--- START ---

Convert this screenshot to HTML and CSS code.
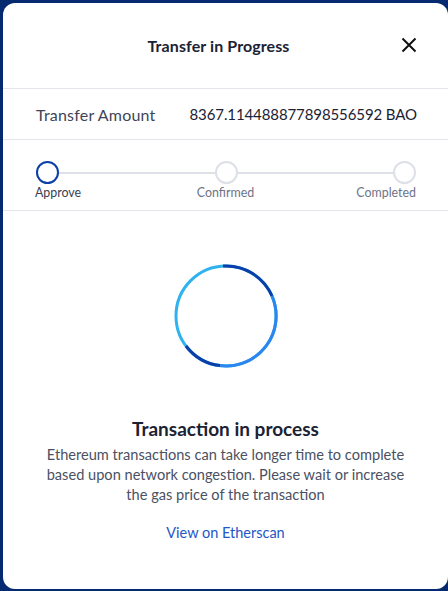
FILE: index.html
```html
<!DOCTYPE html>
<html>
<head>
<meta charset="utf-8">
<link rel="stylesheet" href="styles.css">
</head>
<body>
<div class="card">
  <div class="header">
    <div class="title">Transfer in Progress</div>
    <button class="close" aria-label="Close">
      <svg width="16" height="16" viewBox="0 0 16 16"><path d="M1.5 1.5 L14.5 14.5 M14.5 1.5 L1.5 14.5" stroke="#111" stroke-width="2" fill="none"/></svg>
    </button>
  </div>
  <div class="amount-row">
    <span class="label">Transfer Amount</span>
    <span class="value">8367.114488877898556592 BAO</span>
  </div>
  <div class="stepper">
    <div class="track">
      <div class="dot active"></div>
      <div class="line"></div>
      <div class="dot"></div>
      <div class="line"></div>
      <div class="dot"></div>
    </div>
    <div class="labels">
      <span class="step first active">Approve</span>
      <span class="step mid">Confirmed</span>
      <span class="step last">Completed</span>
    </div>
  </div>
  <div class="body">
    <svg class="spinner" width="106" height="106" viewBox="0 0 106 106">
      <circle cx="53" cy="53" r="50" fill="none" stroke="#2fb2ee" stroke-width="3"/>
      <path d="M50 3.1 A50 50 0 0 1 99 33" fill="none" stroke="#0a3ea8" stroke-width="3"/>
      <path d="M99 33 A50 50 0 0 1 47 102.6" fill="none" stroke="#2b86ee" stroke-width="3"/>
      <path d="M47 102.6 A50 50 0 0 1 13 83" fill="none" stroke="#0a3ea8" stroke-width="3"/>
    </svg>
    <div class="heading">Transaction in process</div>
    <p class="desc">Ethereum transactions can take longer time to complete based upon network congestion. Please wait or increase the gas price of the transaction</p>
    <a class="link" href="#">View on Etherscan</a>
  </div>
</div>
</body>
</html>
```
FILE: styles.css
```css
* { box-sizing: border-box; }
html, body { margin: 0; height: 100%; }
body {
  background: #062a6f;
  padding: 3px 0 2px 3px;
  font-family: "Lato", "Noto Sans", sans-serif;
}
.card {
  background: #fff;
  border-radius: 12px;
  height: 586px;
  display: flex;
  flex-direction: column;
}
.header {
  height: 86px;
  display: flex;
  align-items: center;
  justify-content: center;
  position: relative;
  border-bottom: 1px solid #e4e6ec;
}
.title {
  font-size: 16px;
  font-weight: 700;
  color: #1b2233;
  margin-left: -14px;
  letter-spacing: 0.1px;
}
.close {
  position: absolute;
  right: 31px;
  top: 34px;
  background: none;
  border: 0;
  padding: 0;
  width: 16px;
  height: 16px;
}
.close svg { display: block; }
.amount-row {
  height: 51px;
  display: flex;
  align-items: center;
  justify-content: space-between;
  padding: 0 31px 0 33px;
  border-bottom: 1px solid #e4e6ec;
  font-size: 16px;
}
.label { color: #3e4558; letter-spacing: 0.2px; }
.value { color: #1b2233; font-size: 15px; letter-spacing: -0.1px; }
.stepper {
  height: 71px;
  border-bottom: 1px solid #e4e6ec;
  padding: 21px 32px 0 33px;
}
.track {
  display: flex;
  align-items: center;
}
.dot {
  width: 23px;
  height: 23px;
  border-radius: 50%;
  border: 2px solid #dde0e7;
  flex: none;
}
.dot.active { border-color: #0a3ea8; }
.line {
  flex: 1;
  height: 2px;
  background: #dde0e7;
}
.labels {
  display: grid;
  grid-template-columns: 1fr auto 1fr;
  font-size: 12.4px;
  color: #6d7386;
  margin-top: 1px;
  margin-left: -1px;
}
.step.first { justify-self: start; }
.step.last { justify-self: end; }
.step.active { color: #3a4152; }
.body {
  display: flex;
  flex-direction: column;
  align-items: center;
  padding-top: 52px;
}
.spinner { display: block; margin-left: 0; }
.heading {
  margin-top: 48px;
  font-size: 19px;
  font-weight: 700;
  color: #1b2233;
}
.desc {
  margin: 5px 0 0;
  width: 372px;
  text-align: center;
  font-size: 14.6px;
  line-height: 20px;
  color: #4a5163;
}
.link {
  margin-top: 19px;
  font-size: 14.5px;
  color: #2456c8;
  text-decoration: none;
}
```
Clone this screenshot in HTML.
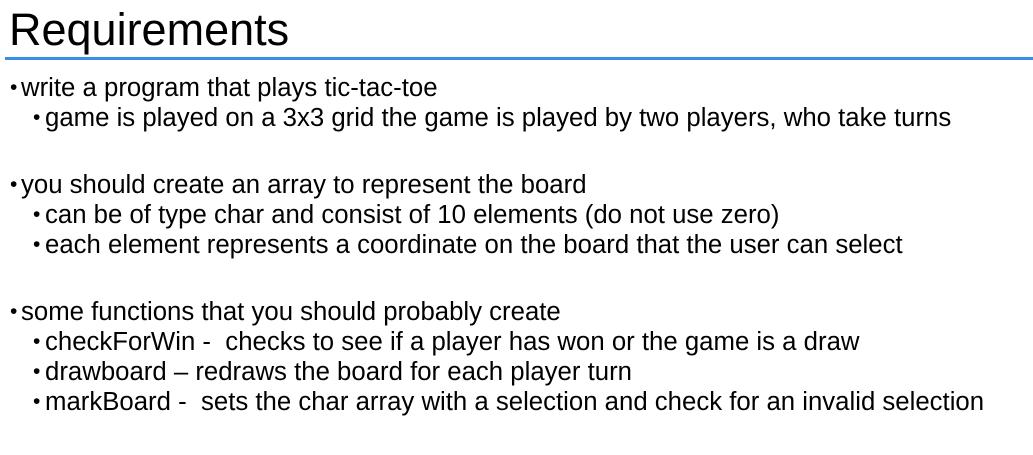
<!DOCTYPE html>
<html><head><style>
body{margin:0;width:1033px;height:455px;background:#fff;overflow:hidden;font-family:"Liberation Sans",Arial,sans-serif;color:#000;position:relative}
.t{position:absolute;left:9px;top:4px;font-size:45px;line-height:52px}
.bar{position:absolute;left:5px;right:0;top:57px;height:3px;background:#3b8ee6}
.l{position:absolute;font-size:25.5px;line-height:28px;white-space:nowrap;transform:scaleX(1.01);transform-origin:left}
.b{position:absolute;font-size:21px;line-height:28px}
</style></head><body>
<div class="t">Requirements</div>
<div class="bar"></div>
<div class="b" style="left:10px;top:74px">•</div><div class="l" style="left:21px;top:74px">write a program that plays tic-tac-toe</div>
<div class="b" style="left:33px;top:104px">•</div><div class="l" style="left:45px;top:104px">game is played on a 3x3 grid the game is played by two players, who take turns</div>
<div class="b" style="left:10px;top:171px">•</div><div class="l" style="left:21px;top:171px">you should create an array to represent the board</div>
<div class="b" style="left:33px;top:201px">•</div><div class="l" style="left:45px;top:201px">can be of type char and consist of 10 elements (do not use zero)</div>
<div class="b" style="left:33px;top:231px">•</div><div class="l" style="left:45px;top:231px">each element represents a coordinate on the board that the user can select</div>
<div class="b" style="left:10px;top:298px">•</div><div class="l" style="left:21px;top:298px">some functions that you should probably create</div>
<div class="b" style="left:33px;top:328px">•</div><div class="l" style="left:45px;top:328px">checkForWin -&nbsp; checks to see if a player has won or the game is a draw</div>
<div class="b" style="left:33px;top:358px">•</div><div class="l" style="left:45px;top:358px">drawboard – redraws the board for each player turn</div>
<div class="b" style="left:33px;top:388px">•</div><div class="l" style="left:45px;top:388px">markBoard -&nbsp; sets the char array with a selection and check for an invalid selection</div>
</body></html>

--- END ---

[Set problem] Without including the pictures, reproduce all entries exactly.

[Task answer]
Convert this screenshot to HTML and CSS code.
FILE: index.html
```html
<!DOCTYPE html>
<html>
<head>
<meta charset="utf-8">
<link rel="stylesheet" href="styles.css">
</head>
<body>
<div class="card">
  <div class="header">
    <div class="title">Transfer in Progress</div>
    <button class="close" aria-label="Close">
      <svg width="16" height="16" viewBox="0 0 16 16"><path d="M1.5 1.5 L14.5 14.5 M14.5 1.5 L1.5 14.5" stroke="#111" stroke-width="2" fill="none"/></svg>
    </button>
  </div>
  <div class="amount-row">
    <span class="label">Transfer Amount</span>
    <span class="value">8367.114488877898556592 BAO</span>
  </div>
  <div class="stepper">
    <div class="track">
      <div class="dot active"></div>
      <div class="line"></div>
      <div class="dot"></div>
      <div class="line"></div>
      <div class="dot"></div>
    </div>
    <div class="labels">
      <span class="step first active">Approve</span>
      <span class="step mid">Confirmed</span>
      <span class="step last">Completed</span>
    </div>
  </div>
  <div class="body">
    <svg class="spinner" width="106" height="106" viewBox="0 0 106 106">
      <circle cx="53" cy="53" r="50" fill="none" stroke="#2fb2ee" stroke-width="3"/>
      <path d="M50 3.1 A50 50 0 0 1 99 33" fill="none" stroke="#0a3ea8" stroke-width="3"/>
      <path d="M99 33 A50 50 0 0 1 47 102.6" fill="none" stroke="#2b86ee" stroke-width="3"/>
      <path d="M47 102.6 A50 50 0 0 1 13 83" fill="none" stroke="#0a3ea8" stroke-width="3"/>
    </svg>
    <div class="heading">Transaction in process</div>
    <p class="desc">Ethereum transactions can take longer time to complete based upon network congestion. Please wait or increase the gas price of the transaction</p>
    <a class="link" href="#">View on Etherscan</a>
  </div>
</div>
</body>
</html>
```
FILE: styles.css
```css
* { box-sizing: border-box; }
html, body { margin: 0; height: 100%; }
body {
  background: #062a6f;
  padding: 3px 0 2px 3px;
  font-family: "Lato", "Noto Sans", sans-serif;
}
.card {
  background: #fff;
  border-radius: 12px;
  height: 586px;
  display: flex;
  flex-direction: column;
}
.header {
  height: 86px;
  display: flex;
  align-items: center;
  justify-content: center;
  position: relative;
  border-bottom: 1px solid #e4e6ec;
}
.title {
  font-size: 16px;
  font-weight: 700;
  color: #1b2233;
  margin-left: -14px;
  letter-spacing: 0.1px;
}
.close {
  position: absolute;
  right: 31px;
  top: 34px;
  background: none;
  border: 0;
  padding: 0;
  width: 16px;
  height: 16px;
}
.close svg { display: block; }
.amount-row {
  height: 51px;
  display: flex;
  align-items: center;
  justify-content: space-between;
  padding: 0 31px 0 33px;
  border-bottom: 1px solid #e4e6ec;
  font-size: 16px;
}
.label { color: #3e4558; letter-spacing: 0.2px; }
.value { color: #1b2233; font-size: 15px; letter-spacing: -0.1px; }
.stepper {
  height: 71px;
  border-bottom: 1px solid #e4e6ec;
  padding: 21px 32px 0 33px;
}
.track {
  display: flex;
  align-items: center;
}
.dot {
  width: 23px;
  height: 23px;
  border-radius: 50%;
  border: 2px solid #dde0e7;
  flex: none;
}
.dot.active { border-color: #0a3ea8; }
.line {
  flex: 1;
  height: 2px;
  background: #dde0e7;
}
.labels {
  display: grid;
  grid-template-columns: 1fr auto 1fr;
  font-size: 12.4px;
  color: #6d7386;
  margin-top: 1px;
  margin-left: -1px;
}
.step.first { justify-self: start; }
.step.last { justify-self: end; }
.step.active { color: #3a4152; }
.body {
  display: flex;
  flex-direction: column;
  align-items: center;
  padding-top: 52px;
}
.spinner { display: block; margin-left: 0; }
.heading {
  margin-top: 48px;
  font-size: 19px;
  font-weight: 700;
  color: #1b2233;
}
.desc {
  margin: 5px 0 0;
  width: 372px;
  text-align: center;
  font-size: 14.6px;
  line-height: 20px;
  color: #4a5163;
}
.link {
  margin-top: 19px;
  font-size: 14.5px;
  color: #2456c8;
  text-decoration: none;
}
```
Clone this screenshot in HTML.
<!DOCTYPE html>
<html><head><style>
body{margin:0;width:1033px;height:455px;background:#fff;overflow:hidden;font-family:"Liberation Sans",Arial,sans-serif;color:#000;position:relative}
.t{position:absolute;left:9px;top:4px;font-size:45px;line-height:52px}
.bar{position:absolute;left:5px;right:0;top:57px;height:3px;background:#3b8ee6}
.l{position:absolute;font-size:25.5px;line-height:28px;white-space:nowrap;transform:scaleX(1.01);transform-origin:left}
.b{position:absolute;font-size:21px;line-height:28px}
</style></head><body>
<div class="t">Requirements</div>
<div class="bar"></div>
<div class="b" style="left:10px;top:74px">•</div><div class="l" style="left:21px;top:74px">write a program that plays tic-tac-toe</div>
<div class="b" style="left:33px;top:104px">•</div><div class="l" style="left:45px;top:104px">game is played on a 3x3 grid the game is played by two players, who take turns</div>
<div class="b" style="left:10px;top:171px">•</div><div class="l" style="left:21px;top:171px">you should create an array to represent the board</div>
<div class="b" style="left:33px;top:201px">•</div><div class="l" style="left:45px;top:201px">can be of type char and consist of 10 elements (do not use zero)</div>
<div class="b" style="left:33px;top:231px">•</div><div class="l" style="left:45px;top:231px">each element represents a coordinate on the board that the user can select</div>
<div class="b" style="left:10px;top:298px">•</div><div class="l" style="left:21px;top:298px">some functions that you should probably create</div>
<div class="b" style="left:33px;top:328px">•</div><div class="l" style="left:45px;top:328px">checkForWin -&nbsp; checks to see if a player has won or the game is a draw</div>
<div class="b" style="left:33px;top:358px">•</div><div class="l" style="left:45px;top:358px">drawboard – redraws the board for each player turn</div>
<div class="b" style="left:33px;top:388px">•</div><div class="l" style="left:45px;top:388px">markBoard -&nbsp; sets the char array with a selection and check for an invalid selection</div>
</body></html>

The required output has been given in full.